Michoacán, por desgracia, no es el único sitio ingobernable en el país. En situación semejante está Guerrero y la evidencia está en los miles de desplazados por la violencia en la zona de la montaña y de tierra caliente.

Los acontecimientos en San Miguel Totolapan durante el mes de julio han sembrado terror e indignación en toda la población del sur del país. Lo que aparentemente había quedado en un cambio de estrategia por parte del gobierno federal para enfrentar al crimen organizado simplemente fue un repliegue negociado que confirmó los vacíos del Estado en zonas controladas en su totalidad por cárteles del narcotráfico o células de coerción e intimidación social.

El caso de Guerrero es crítico: la ausencia del Estado en la zona prácticamente ha permitido que las poblaciones rurales en la zona montañosa y la de tierra caliente estén a merced de traficantes y capos de la mafia. La amenaza directa que distintas redes criminales aparentemente hicieron a estos pobladores de obligar a sus jóvenes para que se sumaran a sus filas de sicarios o que las mujeres estuvieran forzadas a resguardarlos de la confrontación con otros grupos criminales generó pánico. Este miedo que contagia a otras poblaciones debería indignar y orillar al Estado a atender integralmente este fenómeno; pero las capturas de líderes criminales se realizan “sin disparar una sola bala” bajo el fantasma de una negociación anticipada.

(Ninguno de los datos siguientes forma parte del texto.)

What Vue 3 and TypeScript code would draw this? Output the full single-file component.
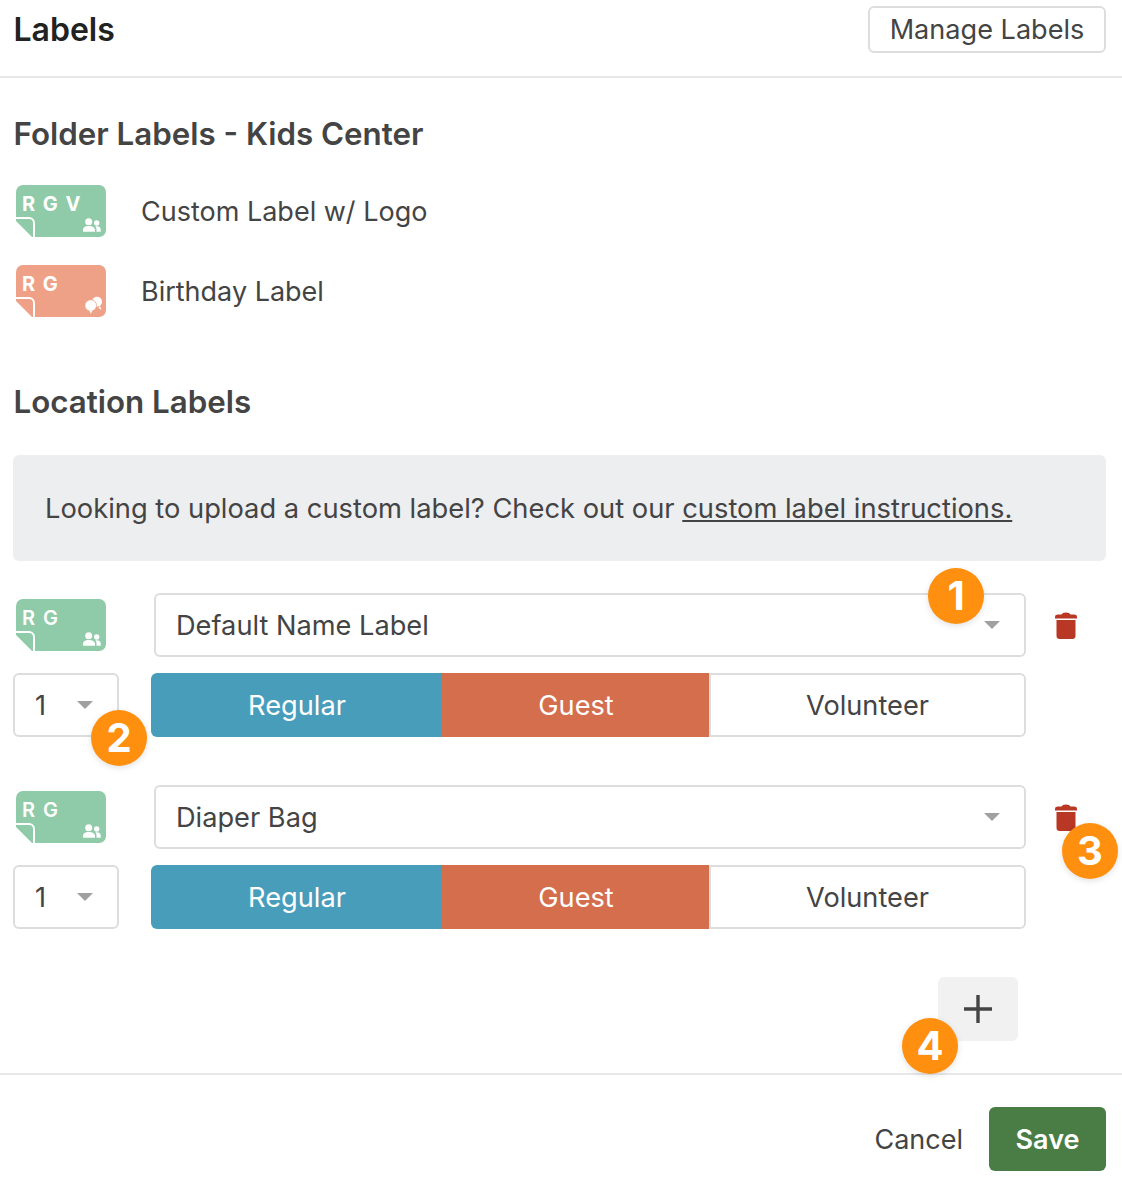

Los cerca de 2,000 desplazados de las trece comunidades que se ubican entre los municipios de Totolapan y Heliodoro Castillo ya han comenzado su retorno a sus hogares pero aún con reservas sobre la presencia extraordinaria de los efectivos militares.
Si algunos temen que este despliegue de fuerza no será suficiente para mantener la paz en San Miguel otros aseguran que precisamente la presencia de los militares provocará más tensión en estas comunidades que viven en la zozobra de no saber si el territorio es del Estado mexicano o de las bandas criminales que allí hacen su ley.

Para la Iglesia católica en México el episodio toma un cariz revelador sobre la misión que le compete realizar para favorecer a los más vulnerables. Los desplazados, temiendo al narcotráfico y desconfiando del Estado, pidieron refugio en una iglesia. La parroquia de San Miguel Totolapan fue el albergue que requirieron cuando la paz se esfumó de sus vidas. La Iglesia, aún es terreno franco en donde los peligros se conjuran. Pero queda claro que la labor no está solamente en la protección espiritual, también es misión de la Iglesia la creación de redes, de comunidades en las que se pueda mantener comunicadas e informadas a las poblaciones fuera de las cabeceras municipales. Las comunidades eclesiales son esos espacios de participación ciudadana cuando todo parece haber fallado alrededor.

La potencia socializadora y solidaria de la Iglesia es una de las vías para fomentar a la sociedad civil y para animar a las asambleas a ser corresponsables de los miembros de las poblaciones vulnerables. Esto me quedó claro cuando platiqué con el sacerdote que lleva la pastoral en Totolapan, en este momento de crisis, una de las estructuras intermedias de acción solidaria es la parroquia, la comunidad cristiana que ora pero que también acerca una mano y arriesga su tranquilidad por el beneficio de su prójimo.

El documento del episcopado mexicano Que en Cristo Nuestra Paz México tenga Vida Digna del 2010 sintetiza esto: “La vida comunitaria es la primera víctima de la violencia… la violencia acaba con la  vida comunitaria y, cuando esto sucede, se propicia la violencia. Si se quiere romper este ciclo perverso es necesario fortalecer la vida en comunidad, este servicio lo ofrecen las instituciones sociales, las iglesias y los grupos intermedios, que aseguran la cohesión social” (76). En el antecedente está el horror, sí; pero también el ejemplo.